We have heard the rival contentions and perused relevant material on record. So far as the condition of reopening is concerned, we are in agreement with the Ld. DR that since original return was processed u/s 143(1), only one conditions viz. reasons to believe that the income has escaped assessment was required to be fulfilled by the AO and nothing more. However, it is also well settled principle that the AO must be in possession of some tangible material so as to justify the reopening and that material should lead to formation of belief on the part of the AO that certain income has escaped assessment and also the material should have live link with the formation of the belief, which in our opinion is missing in the instant case. From the material on record, it is clear that the assessee has not received any share application money from the said group rather it has received share application money from two persons namely B.P.Choudhary and Saroj Choudhary. The revenue could not bring on record any linkage of these two persons with G.V. and his group. The only basis of initiating reassessment proceedings seems to be the statement made by G.V. who admitted to having advanced accommodation entries to the assessee in exchange for cash against commission. But, we find no nexus between the statements of the G.V. vis-à-vis assessee’s share applicants. Therefore, prima facie the primary condition of initiating reassessment proceedings in the instant case is not fulfilled. Our view is further fortified by the decision of co-ordinate bench of this Tribunal in assessee’s own case for AY 2003-04 Sweet Marketing (India) Private Limited Assessment Year-2004-05 vide order dated 31/12/2014 where the Tribunal, in similar circumstances, at Page No. 11 has made the following observations:-
Thus it is clear that though the sufficiency of evidence or material for forming the belief is not open to scrutiny but the existence of belief is must for a valid exercise of power.
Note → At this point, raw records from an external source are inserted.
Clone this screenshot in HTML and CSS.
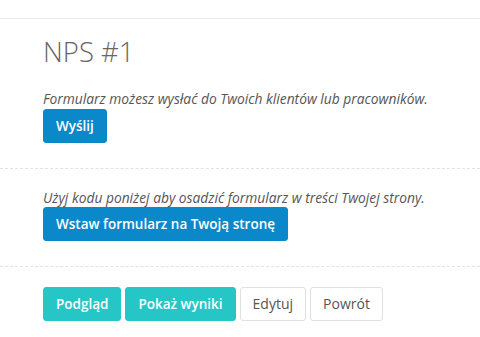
FILE: index.html
```html
<!DOCTYPE html>
<html lang="pl">
<head>
  <meta charset="UTF-8">
  <meta name="viewport" content="width=device-width, initial-scale=1.0">
  <title>NPS #1</title>
  <link rel="stylesheet" href="styles.css">
</head>
<body>
  <div class="top-bar"></div>
  <div class="panel">
    <div class="section">
      <h1 class="title">NPS #1</h1>
      <p class="hint">Formularz możesz wysłać do Twoich klientów lub pracowników.</p>
      <button class="btn btn-primary">Wyślij</button>
    </div>
    <div class="section">
      <p class="hint">Użyj kodu poniżej aby osadzić formularz w treści Twojej strony.</p>
      <button class="btn btn-primary">Wstaw formularz na Twoją stronę</button>
    </div>
    <div class="section last">
      <div class="actions">
        <button class="btn btn-info">Podgląd</button>
        <button class="btn btn-info">Pokaż wyniki</button>
        <button class="btn btn-default">Edytuj</button>
        <button class="btn btn-default">Powrót</button>
      </div>
    </div>
  </div>
</body>
</html>
```

FILE: styles.css
```css
body {
  margin: 0;
  background: #fff;
  color: #555;
  font-family: "Open Sans", "Liberation Sans", sans-serif;
  font-size: 13px;
  line-height: 1.42857;
}
.top-bar {
  height: 18px;
  border-bottom: 1px solid #e8e8e8;
}
.section {
  padding: 20px 43px 25px;
  border-bottom: 1px dashed #e2e2e2;
}
.section:first-child {
  padding-top: 0;
}
.section.last {
  border-bottom: none;
}
.title {
  margin: 18px 0 23px;
  font-size: 27.5px;
  font-weight: 300;
  line-height: 30px;
  color: #666;
}
.hint {
  margin: 0;
  font-size: 13.8px;
  line-height: 18.5px;
  font-style: italic;
  color: #555;
}
.btn {
  display: inline-block;
  padding: 6px 12px;
  font-family: inherit;
  font-size: 13.5px;
  font-weight: 600;
  line-height: 20px;
  border: 1px solid transparent;
  border-radius: 3px;
  cursor: pointer;
}
.btn-primary {
  background: #0a88c9;
  border-color: #0a88c9;
  color: #fff;
}
.btn-info {
  background: #26c6c6;
  border-color: #26c6c6;
  color: #fff;
}
.btn-default {
  background: #fff;
  border-color: #e0e0e0;
  color: #555;
  font-size: 14px;
  font-weight: 500;
}
.actions {
  display: flex;
  gap: 4px;
}
```
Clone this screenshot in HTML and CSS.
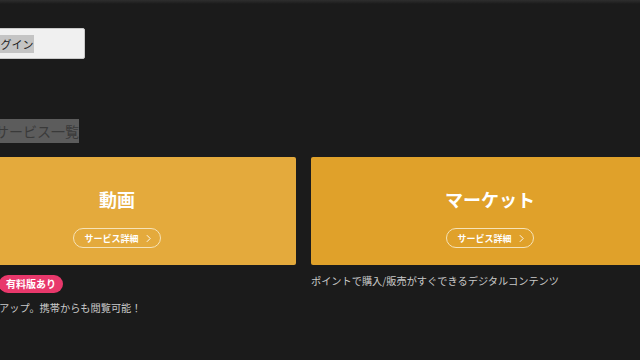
FILE: index.html
```html
<!DOCTYPE html>
<html lang="ja">
<head>
    <meta charset="UTF-8">
    <meta name="viewport" content="width=device-width, initial-scale=1.0">
    <title>サービス一覧</title>
    <link rel="stylesheet" href="styles.css">
</head>
<body>
    <div class="topbar"></div>

    <div class="page">
        <div class="header">
            <button class="login"><span class="selected">ログイン</span></button>
        </div>

        <h2 class="section-title"><span class="selected-dark">サービス一覧</span></h2>

        <div class="services">
            <div class="service">
                <div class="card card-video">
                    <h3 class="card-title">動画</h3>
                    <a class="detail" href="#">サービス詳細
                        <svg class="chev" viewBox="0 0 6 10" width="5" height="9"><path d="M1 1l4 4-4 4" fill="none" stroke="#fff" stroke-width="1.1"/></svg>
                    </a>
                </div>
                <div class="tags">
                    <span class="tag tag-free">無料会員</span>
                    <span class="tag">有料版あり</span>
                </div>
                <p class="desc">人気の動画をアップ。携帯からも閲覧可能！</p>
            </div>

            <div class="service">
                <div class="card card-market">
                    <h3 class="card-title">マーケット</h3>
                    <a class="detail" href="#">サービス詳細
                        <svg class="chev" viewBox="0 0 6 10" width="5" height="9"><path d="M1 1l4 4-4 4" fill="none" stroke="#fff" stroke-width="1.1"/></svg>
                    </a>
                </div>
                <p class="desc">ポイントで購入/販売がすぐできるデジタルコンテンツ</p>
            </div>
        </div>
    </div>
</body>
</html>
```

FILE: styles.css
```css
* {
    box-sizing: border-box;
    margin: 0;
    padding: 0;
    font-family: "Noto Sans CJK JP", "Noto Sans", sans-serif;
}

body {
    background-color: #1b1b1b;
    overflow: hidden;
    width: 640px;
    height: 360px;
}

.topbar {
    height: 4px;
    background: linear-gradient(#2e2e2e, #1b1b1b);
}

/* page is scrolled sideways, left edge is off screen */
.page {
    margin-left: -62px;
    width: 731px;
}

.header {
    padding-top: 24px;
}

.login {
    width: 147px;
    height: 31px;
    background-color: #f0f0f0;
    border: 1px solid #c9c9c9;
    border-radius: 2px;
    font-size: 11px;
    color: #222;
    cursor: pointer;
}

.selected {
    background-color: #c4c4c4;
    padding: 1px 0;
}

.section-title {
    margin: 62px 0 0 57px;
    font-size: 14px;
    font-weight: 400;
    line-height: 21px;
    color: #3a3a3a;
}

.selected-dark {
    background-color: #5c5c5c;
    padding: 2px 0;
}

.services {
    display: grid;
    grid-template-columns: 1fr 1fr;
    gap: 15px;
    margin-top: 15px;
}

.card {
    height: 108px;
    border-radius: 2px;
    display: flex;
    flex-direction: column;
    align-items: center;
    gap: 18px;
    padding-top: 31px;
}

.card-video {
    background-color: #e4aa3c;
}

.card-market {
    background-color: #e0a12a;
}

.card-title {
    font-size: 18px;
    font-weight: 700;
    color: #fff;
    line-height: 22px;
}

.detail {
    display: flex;
    align-items: center;
    gap: 7px;
    height: 20px;
    padding: 0 9px 0 10px;
    border: 1px solid #f6e3b8;
    border-radius: 10px;
    font-size: 9px;
    font-weight: 700;
    color: #fff;
    text-decoration: none;
}

.tags {
    display: flex;
    gap: 4px;
    margin-top: 10px;
}

.tag {
    display: inline-block;
    height: 18px;
    line-height: 18px;
    padding: 0 7px;
    border-radius: 9px;
    background-color: #e8386b;
    color: #fff;
    font-size: 10px;
    font-weight: 700;
}

.tag-free {
    width: 57px;
    background-color: #3a8fd8;
}

.desc {
    margin-top: 8px;
    font-size: 10.2px;
    color: #c9c9c9;
    line-height: 14px;
}

.card-market + .desc {
    margin-top: 9px;
}
```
If it impossible for any prudent person to form a belief on the basis of material or evidence that the income chargeable to tax has escaped assessment and reason which has been recorded would not lead to a prudent person to form an opinion that the income has escaped assessment within the meaning of section 147 then the action of the Assessing officer in reopening the assessment u/s 147/148 is contrary to the powers permitted under the said provisions of the Act. In the case in hand, the reasons recorded by the Assessing Officer do not indicate even a remote nexus between the application money received by the assessee with the alleged accommodation entries provided by Shri Giriraj Vijayvargiya or the alleged beneficiary of the accommodation entries. Accordingly, in the facts and circumstances of the case, we hold that the reopening in these cases are notvalid and consequently the same is quashed.”
Therefore, following judicial precedent and even on factual matrix, we set aside the assessment order, being devoid of valid jurisdiction.
Since we have quashed reassessment proceedings, the other grounds raised in the appeal become infructuous.
Resultantly, the assessee’s appeal stand allowed in terms of our above order. Order pronounced in the open court on 07th June, 2017.